Arbeitsgericht in Bonn Ohne Erlaubnis in den Urlaub - nach 18 Jahren Betriebszugehörigkeit gekündigt

BONN · Seit 18 Jahren ist ein Mitarbeiter bei einer Getränkefirma beschäftigt, als er die fristlose Kündigung erhält. Entsetzt wendet er sich an eine Anwältin, denn er ist sich keiner Schuld bewusst. Sie rät ihm zur Klage. Der Fall wurde im Arbeitsgericht vor der dritten Kammer verhandelt.

Dort berichtet der Anwalt des Unternehmens, der Mann habe sich eigenmächtig mitten in der ohnehin schon dünn besetzten Ferienzeit Urlaub genommen - und zwar vier Wochen lang. "Als er montags in der Firma nicht auftauchte, haben wir ihn überall gesucht", fügt eine Mitarbeiterin der Personalabteilung hinzu. Bis ein Kollege sich daran erinnerte, dass der Kläger in Urlaub gehen wollte.

Der Haken: Den Urlaub hatte der Mann zwar beantragt, aber nicht genehmigt bekommen. Wie das passieren konnte, will der Kammervorsitzende wissen. Die Firmenvertreterin erklärt: Früher hätten die Mitarbeiter ein entsprechendes Formular ausfüllen müssen und dieses unterschrieben zurückerhalten. Jetzt würden die Mitarbeiter per E-Mail informiert, ob ihr Urlaubsantrag genehmigt sei oder nicht. Letzteres sei auch im Fall des Klägers geschehen.

Der bestreitet das allerdings. Seine Anwältin erklärt zudem, bei dem Mann, dessen Familie im Ausland lebt, habe es sich um einen familiären Notfall gehandelt, so dass er umgehend Urlaub benötigt habe. "Wir sind ein sozial eingestellter Betrieb", sagt die Firmenvertreterin sichtlich empört. Da hätte man sicher eine Lösung finden können. Aber das eigenmächtige Verschwinden sei nicht hinzunehmen. Zumal der Mitarbeiter wegen ähnlicher Vorfälle bereits einige Abmahnungen erhalten habe.

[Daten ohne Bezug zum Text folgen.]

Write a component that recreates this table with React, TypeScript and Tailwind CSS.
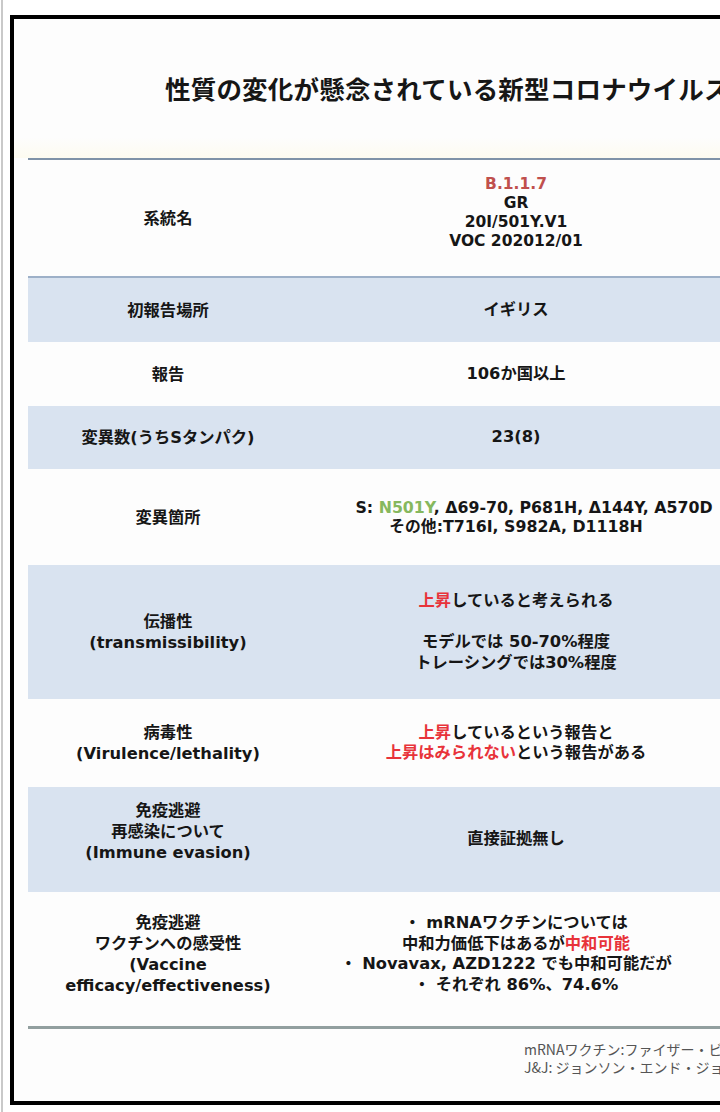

Obgleich der Richter deutlich macht, dass er eine fristlose Kündigung nach 18-jähriger, wohl überwiegend zufriedenstellender Mitarbeit für unverhältnismäßig halte, ist die Beklagtenseite für einen Vergleichsvorschlag mit Abfindung nicht bereit. Die Verhandlung wird fortgesetzt.